> **GIVEN EXERCISE**
Below are some entries. Work out how many of their lines hold the word "this", and write that number alone.

> **INFORMATION SHOWN**
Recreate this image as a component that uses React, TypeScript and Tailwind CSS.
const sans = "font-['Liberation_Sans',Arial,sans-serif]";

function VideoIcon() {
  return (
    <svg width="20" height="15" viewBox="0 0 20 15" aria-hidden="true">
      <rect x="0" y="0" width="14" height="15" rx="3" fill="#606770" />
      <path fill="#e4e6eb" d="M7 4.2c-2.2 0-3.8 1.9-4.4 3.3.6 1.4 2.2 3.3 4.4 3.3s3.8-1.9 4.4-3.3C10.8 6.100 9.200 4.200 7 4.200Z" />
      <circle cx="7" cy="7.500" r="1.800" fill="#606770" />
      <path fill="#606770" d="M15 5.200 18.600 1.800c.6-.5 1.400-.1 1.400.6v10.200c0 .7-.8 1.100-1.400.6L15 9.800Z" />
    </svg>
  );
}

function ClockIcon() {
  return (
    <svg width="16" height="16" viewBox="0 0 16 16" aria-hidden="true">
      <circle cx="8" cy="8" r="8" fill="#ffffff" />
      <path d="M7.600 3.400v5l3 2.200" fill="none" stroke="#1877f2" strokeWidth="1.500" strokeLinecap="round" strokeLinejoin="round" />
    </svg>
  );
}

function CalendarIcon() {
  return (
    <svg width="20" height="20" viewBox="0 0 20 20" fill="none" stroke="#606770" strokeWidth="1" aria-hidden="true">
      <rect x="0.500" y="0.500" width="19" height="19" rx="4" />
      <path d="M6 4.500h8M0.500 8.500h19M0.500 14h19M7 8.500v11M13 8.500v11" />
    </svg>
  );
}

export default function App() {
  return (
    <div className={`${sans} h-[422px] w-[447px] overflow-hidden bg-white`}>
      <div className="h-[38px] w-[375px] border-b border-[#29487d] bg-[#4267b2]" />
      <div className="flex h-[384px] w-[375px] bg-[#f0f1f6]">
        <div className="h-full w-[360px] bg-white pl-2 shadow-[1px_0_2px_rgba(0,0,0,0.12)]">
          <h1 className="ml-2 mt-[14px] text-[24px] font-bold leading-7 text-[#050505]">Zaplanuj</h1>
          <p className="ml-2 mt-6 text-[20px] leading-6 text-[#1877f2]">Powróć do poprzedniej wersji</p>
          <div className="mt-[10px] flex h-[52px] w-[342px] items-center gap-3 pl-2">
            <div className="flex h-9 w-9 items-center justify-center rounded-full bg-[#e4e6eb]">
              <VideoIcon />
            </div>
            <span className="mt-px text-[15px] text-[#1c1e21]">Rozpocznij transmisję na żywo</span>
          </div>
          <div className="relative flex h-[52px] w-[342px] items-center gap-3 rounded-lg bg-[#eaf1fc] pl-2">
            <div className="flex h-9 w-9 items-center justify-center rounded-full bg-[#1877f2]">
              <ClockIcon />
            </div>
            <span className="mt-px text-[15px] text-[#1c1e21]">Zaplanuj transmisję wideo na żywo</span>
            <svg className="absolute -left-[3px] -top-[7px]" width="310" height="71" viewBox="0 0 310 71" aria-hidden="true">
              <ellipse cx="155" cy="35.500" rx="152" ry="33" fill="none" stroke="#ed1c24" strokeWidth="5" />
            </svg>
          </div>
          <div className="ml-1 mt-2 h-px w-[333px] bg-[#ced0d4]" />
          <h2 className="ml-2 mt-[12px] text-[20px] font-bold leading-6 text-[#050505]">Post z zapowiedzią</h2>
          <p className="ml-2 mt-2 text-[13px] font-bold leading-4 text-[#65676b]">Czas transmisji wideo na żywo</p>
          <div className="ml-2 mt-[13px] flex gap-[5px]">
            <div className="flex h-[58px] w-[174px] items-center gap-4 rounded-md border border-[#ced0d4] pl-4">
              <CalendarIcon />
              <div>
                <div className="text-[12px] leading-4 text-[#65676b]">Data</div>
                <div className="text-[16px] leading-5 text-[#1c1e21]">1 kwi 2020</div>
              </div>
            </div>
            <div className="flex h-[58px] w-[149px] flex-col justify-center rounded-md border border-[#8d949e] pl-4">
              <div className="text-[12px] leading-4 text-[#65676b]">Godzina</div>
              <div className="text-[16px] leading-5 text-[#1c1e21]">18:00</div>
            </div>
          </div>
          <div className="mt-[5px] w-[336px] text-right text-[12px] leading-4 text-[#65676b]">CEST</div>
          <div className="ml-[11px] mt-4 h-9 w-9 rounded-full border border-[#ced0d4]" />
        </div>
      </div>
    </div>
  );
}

* * *

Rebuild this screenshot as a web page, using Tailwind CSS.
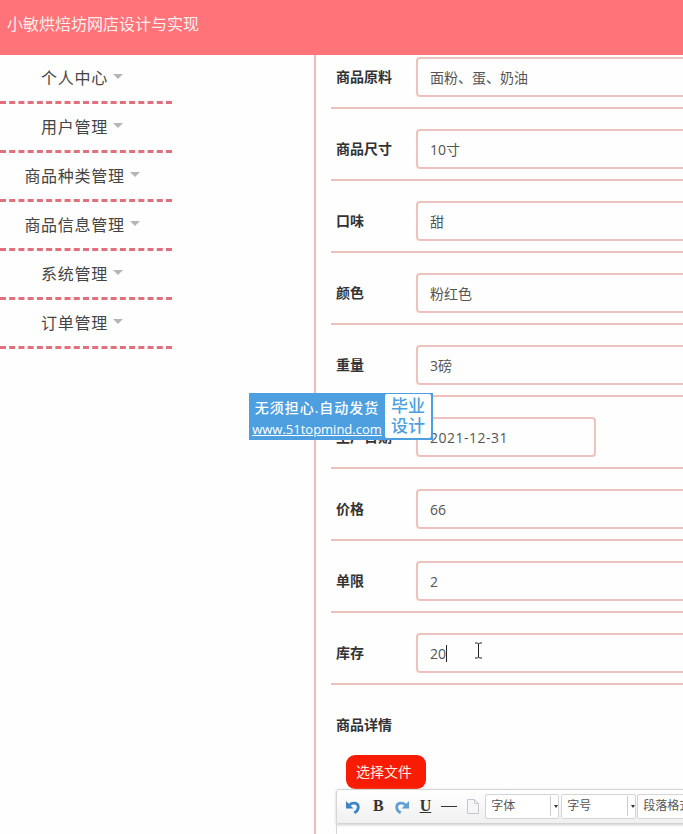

> **TASK ANSWER**
2